The task: In the records below, find each line containing the word "with" and copy it.

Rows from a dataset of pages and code
◆ ◆ ◆

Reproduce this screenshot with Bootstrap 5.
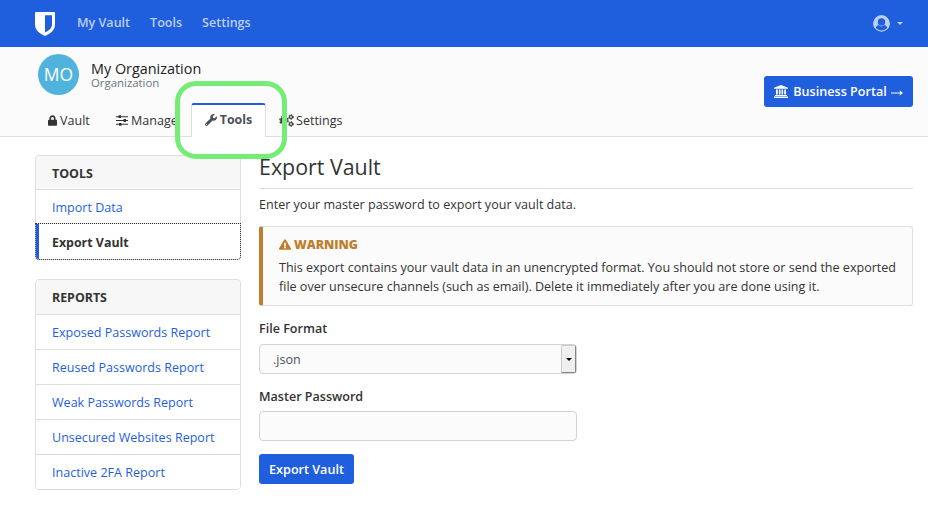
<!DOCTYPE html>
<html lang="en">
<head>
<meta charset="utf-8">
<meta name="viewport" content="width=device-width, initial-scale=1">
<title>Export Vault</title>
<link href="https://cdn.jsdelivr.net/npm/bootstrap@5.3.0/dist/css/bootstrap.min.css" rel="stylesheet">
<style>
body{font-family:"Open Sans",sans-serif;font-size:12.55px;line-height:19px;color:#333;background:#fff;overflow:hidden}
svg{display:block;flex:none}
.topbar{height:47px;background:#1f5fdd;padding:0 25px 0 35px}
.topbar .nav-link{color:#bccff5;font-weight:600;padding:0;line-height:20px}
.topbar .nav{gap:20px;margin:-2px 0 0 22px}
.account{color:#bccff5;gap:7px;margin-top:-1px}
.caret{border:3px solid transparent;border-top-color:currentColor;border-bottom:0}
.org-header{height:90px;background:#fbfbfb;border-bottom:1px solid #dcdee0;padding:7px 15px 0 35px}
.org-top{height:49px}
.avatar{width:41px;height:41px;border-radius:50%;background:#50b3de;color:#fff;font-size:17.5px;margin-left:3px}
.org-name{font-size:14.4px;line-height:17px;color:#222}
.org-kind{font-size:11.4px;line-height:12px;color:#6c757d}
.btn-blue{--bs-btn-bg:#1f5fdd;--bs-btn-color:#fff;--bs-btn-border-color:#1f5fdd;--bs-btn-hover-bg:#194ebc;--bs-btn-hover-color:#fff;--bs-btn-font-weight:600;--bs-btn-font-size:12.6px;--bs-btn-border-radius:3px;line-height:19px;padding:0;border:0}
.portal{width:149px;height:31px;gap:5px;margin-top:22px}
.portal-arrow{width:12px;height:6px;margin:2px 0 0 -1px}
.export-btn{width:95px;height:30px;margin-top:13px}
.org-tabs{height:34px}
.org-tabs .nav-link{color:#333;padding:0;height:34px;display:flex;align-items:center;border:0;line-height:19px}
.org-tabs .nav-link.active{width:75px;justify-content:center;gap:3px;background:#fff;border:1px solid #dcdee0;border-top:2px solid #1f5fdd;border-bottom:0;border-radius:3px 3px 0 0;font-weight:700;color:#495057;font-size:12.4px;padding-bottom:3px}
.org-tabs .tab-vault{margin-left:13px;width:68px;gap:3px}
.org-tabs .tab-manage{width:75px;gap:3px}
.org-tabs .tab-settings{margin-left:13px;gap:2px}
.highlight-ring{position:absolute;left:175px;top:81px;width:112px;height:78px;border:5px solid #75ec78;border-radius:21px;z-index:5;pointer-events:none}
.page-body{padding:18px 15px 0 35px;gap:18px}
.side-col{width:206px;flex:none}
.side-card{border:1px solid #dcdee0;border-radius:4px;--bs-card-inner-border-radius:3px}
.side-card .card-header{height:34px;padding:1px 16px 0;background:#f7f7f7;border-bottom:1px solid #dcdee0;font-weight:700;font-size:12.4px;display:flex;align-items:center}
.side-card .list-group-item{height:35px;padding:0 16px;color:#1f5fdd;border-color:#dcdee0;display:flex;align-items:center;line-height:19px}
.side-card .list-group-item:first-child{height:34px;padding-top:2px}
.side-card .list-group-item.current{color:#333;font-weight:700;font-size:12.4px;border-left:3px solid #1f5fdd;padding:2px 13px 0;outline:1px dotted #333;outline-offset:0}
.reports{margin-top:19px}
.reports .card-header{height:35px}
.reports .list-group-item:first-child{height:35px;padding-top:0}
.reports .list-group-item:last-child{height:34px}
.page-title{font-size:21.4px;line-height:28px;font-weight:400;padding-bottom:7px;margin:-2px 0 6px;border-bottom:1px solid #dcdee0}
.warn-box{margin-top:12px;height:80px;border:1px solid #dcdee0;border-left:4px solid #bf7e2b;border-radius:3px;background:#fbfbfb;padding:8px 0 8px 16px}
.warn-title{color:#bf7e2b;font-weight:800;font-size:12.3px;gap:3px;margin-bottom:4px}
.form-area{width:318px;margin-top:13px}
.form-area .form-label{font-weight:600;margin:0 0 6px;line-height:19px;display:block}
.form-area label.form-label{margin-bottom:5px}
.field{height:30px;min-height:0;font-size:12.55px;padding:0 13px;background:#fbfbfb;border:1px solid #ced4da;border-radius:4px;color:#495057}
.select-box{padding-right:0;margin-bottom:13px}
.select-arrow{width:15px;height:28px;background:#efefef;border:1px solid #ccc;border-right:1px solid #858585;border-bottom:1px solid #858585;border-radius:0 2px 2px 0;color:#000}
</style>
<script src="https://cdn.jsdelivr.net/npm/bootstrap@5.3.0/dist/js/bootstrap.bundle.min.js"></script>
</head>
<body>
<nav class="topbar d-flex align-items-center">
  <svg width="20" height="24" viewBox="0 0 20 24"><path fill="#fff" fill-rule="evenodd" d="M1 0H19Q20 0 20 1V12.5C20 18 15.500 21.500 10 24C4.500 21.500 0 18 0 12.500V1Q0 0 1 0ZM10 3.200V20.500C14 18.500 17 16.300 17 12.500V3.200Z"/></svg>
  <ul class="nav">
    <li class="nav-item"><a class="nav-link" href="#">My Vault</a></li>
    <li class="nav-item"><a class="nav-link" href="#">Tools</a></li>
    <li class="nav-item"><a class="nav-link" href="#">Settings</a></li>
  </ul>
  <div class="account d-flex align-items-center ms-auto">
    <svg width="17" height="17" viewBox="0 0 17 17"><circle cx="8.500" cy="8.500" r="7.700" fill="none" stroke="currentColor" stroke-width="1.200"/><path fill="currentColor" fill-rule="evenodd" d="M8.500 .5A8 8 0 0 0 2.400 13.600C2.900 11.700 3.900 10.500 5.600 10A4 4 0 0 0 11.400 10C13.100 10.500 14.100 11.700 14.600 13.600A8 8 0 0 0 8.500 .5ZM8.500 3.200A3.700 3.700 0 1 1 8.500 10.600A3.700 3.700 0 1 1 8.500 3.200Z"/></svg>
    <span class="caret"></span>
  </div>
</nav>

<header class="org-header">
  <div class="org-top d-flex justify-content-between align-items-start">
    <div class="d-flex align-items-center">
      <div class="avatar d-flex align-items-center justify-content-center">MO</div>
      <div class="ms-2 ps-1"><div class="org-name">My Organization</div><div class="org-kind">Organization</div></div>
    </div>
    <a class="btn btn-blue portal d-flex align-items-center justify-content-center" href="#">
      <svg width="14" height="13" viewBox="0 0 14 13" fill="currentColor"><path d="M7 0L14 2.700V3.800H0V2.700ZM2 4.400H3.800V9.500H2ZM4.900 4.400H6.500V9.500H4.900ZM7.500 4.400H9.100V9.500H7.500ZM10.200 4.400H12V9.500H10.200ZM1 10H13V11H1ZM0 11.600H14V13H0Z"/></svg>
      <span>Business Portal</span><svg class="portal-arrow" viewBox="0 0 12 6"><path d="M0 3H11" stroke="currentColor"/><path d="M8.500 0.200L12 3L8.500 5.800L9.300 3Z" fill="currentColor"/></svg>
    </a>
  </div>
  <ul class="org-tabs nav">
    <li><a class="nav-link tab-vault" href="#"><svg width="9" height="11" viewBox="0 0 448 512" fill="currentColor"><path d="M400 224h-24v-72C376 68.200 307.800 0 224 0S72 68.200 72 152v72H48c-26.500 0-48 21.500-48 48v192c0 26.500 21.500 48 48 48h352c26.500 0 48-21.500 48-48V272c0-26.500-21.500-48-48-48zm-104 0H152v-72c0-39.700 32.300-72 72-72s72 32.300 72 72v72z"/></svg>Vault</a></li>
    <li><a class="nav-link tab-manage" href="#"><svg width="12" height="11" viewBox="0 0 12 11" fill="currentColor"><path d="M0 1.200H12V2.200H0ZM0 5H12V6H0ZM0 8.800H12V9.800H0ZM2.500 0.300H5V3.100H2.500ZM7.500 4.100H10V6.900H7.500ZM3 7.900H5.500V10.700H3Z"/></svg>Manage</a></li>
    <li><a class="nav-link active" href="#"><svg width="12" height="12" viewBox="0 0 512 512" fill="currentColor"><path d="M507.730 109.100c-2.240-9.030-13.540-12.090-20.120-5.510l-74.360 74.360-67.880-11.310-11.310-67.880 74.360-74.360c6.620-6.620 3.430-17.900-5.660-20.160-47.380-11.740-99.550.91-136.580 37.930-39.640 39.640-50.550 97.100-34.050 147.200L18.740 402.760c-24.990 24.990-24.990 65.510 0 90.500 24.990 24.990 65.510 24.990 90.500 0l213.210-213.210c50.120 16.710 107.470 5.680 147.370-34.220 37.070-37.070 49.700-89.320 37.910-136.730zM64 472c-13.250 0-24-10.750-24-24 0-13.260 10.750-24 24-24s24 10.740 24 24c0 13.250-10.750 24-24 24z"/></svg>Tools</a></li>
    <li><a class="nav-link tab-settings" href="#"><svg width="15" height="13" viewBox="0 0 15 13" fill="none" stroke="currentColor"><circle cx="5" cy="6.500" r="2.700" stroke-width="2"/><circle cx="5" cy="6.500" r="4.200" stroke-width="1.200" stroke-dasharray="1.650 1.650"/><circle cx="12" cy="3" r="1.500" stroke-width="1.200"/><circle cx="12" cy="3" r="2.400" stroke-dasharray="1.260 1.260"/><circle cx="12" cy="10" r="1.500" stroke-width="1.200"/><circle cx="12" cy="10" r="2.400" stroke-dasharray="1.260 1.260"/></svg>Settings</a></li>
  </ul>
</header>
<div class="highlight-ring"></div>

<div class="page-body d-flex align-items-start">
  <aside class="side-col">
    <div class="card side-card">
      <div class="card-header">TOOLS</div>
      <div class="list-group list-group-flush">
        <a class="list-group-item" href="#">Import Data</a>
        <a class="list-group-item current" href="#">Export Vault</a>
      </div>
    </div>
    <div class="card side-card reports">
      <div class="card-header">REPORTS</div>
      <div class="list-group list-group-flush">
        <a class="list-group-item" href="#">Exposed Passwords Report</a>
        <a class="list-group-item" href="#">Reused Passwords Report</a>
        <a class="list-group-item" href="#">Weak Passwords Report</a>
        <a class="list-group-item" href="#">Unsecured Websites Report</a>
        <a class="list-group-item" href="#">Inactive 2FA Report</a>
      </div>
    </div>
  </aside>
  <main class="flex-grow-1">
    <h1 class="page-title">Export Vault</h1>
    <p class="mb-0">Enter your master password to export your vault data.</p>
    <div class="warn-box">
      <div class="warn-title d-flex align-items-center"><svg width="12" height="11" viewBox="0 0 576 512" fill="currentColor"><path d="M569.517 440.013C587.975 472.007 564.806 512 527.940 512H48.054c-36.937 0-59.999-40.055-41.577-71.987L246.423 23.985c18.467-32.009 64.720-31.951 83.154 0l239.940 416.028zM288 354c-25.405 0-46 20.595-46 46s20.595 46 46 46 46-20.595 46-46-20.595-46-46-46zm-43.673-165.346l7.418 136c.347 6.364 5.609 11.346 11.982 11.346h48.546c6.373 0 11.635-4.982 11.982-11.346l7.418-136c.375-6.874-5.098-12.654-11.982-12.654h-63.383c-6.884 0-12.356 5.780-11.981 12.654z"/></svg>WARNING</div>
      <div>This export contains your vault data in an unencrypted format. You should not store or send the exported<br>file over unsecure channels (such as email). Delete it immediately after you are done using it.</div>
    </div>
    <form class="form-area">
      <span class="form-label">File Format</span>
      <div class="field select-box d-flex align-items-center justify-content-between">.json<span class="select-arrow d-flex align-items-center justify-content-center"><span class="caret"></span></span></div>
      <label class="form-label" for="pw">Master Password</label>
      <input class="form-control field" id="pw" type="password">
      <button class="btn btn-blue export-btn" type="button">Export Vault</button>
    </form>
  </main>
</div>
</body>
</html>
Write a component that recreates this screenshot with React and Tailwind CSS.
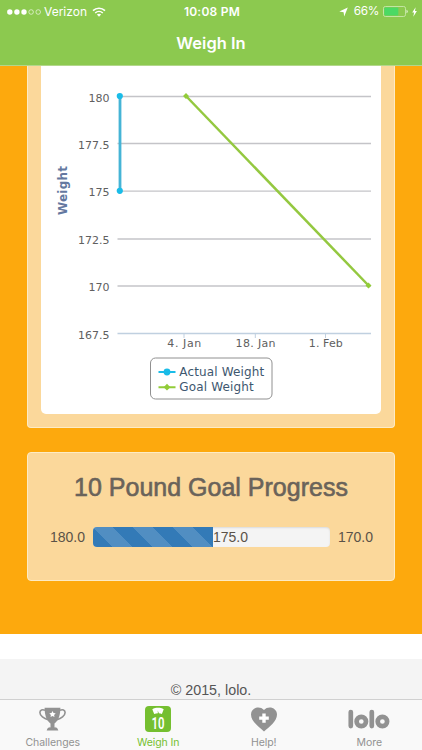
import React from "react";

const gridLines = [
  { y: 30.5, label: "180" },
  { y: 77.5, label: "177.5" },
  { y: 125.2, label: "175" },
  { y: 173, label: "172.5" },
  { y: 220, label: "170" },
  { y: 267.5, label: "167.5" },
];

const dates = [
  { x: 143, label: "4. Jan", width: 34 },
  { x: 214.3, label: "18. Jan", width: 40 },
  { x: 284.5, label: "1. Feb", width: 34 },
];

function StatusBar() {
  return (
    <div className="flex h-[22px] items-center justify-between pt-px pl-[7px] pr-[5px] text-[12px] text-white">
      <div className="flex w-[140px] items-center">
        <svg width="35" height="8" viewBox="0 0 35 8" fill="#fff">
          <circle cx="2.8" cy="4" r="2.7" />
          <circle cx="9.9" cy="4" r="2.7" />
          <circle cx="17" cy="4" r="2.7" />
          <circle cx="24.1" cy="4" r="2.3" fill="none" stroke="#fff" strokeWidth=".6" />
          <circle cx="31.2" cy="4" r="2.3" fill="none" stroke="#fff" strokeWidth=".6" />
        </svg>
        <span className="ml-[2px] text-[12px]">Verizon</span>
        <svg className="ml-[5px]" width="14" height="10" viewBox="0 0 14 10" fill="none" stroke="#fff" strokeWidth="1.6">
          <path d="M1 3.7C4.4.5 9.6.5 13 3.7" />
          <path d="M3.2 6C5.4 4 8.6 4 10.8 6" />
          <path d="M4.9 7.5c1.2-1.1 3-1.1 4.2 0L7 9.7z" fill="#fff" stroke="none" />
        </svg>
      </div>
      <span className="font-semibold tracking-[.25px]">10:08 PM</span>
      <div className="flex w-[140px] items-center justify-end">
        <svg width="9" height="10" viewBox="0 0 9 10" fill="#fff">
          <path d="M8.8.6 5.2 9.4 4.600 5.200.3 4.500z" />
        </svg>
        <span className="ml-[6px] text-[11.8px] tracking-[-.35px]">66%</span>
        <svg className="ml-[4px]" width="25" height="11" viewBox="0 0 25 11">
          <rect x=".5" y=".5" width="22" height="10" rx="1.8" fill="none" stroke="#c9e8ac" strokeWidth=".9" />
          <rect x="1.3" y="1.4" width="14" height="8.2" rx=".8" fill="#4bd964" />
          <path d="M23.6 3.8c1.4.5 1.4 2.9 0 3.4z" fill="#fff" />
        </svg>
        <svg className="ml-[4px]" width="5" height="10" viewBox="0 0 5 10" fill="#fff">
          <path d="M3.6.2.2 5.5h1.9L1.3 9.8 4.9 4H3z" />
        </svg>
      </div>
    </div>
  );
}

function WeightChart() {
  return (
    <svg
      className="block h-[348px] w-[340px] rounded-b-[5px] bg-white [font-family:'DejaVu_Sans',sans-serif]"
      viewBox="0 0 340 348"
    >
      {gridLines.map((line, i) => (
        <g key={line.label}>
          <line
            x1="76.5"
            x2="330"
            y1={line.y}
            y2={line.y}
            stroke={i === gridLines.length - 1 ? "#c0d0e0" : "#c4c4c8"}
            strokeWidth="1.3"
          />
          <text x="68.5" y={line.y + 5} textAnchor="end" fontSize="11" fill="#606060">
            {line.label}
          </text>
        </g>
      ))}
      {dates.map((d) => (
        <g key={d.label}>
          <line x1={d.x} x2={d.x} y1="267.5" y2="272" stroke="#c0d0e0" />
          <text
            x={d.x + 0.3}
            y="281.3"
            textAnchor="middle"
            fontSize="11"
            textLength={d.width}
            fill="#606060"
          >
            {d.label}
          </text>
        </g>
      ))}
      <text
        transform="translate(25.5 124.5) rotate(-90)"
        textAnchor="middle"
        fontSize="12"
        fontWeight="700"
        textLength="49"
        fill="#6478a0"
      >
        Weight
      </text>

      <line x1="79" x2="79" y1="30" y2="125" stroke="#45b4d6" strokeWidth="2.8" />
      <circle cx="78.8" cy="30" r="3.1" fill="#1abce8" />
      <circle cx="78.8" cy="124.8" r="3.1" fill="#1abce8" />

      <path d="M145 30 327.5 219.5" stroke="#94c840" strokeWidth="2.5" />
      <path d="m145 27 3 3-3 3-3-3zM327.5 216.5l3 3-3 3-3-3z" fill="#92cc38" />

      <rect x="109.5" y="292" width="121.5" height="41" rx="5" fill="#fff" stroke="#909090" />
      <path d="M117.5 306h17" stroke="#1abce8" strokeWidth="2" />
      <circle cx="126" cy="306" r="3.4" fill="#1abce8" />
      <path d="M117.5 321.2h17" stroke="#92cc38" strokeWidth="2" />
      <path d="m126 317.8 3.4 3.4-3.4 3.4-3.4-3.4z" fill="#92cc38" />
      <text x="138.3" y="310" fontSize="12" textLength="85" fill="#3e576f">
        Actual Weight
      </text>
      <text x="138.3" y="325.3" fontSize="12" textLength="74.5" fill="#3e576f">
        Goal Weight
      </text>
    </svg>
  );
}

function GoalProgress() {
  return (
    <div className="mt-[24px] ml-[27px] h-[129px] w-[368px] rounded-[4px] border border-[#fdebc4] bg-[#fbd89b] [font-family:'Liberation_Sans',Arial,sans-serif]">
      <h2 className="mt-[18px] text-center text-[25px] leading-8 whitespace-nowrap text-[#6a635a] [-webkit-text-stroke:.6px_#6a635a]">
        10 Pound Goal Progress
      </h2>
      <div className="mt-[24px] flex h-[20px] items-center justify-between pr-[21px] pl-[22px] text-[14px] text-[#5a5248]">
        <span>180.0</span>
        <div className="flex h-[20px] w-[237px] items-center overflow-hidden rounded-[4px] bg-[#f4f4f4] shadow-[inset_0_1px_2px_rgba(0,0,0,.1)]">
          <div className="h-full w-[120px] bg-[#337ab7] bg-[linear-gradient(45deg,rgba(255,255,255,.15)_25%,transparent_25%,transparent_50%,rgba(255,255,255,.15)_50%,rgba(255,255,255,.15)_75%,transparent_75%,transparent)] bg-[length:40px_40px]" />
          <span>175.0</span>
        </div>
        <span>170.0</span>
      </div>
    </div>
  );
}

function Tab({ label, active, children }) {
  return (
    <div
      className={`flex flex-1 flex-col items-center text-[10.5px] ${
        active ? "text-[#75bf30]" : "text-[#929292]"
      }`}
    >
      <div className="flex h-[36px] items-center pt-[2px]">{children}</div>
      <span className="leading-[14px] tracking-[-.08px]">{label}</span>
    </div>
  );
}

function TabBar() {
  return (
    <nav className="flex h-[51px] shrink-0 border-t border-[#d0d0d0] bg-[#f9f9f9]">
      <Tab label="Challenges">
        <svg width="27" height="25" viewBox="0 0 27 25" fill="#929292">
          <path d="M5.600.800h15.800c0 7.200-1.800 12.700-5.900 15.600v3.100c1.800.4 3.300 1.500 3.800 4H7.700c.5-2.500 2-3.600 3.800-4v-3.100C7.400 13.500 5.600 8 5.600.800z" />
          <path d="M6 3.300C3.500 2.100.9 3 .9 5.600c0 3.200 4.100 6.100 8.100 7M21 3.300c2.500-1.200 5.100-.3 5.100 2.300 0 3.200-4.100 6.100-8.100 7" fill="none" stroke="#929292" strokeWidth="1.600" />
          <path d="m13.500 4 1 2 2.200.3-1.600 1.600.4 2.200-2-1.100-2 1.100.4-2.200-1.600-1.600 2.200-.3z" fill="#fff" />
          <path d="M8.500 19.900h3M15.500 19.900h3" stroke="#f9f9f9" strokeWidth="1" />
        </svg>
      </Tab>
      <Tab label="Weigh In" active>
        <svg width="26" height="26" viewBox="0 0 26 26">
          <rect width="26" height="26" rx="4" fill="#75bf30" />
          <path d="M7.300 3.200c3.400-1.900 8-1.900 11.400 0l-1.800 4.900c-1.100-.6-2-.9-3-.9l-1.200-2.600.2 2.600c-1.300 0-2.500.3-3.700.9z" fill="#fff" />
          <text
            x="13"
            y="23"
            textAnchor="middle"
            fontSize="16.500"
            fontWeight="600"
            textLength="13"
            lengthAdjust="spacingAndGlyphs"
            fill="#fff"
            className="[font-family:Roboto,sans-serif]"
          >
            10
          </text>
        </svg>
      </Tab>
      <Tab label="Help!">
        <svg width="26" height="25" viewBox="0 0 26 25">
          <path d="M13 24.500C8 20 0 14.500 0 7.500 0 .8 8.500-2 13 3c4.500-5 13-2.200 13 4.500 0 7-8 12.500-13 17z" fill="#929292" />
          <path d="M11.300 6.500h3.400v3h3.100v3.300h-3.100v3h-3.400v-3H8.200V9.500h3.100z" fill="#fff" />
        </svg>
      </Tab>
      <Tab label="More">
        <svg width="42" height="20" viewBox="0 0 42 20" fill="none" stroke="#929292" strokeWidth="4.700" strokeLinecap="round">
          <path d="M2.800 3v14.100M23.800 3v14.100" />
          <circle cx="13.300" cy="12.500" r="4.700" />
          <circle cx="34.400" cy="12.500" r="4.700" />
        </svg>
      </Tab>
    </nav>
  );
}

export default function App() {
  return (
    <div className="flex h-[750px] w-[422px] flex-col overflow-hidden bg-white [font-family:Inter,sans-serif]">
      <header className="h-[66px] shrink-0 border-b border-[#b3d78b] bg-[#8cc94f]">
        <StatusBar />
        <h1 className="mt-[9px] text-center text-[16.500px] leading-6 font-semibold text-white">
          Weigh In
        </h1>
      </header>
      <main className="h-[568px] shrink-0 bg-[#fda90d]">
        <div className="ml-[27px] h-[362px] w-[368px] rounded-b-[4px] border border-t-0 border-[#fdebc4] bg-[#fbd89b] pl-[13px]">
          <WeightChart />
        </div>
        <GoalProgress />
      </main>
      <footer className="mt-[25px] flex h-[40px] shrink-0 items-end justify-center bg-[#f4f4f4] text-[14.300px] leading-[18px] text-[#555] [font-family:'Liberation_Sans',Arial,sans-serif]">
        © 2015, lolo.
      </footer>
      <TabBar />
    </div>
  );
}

◆ ◆ ◆

Response:
Reproduce this screenshot with Bootstrap 5.
Write a component that recreates this screenshot with React and Tailwind CSS.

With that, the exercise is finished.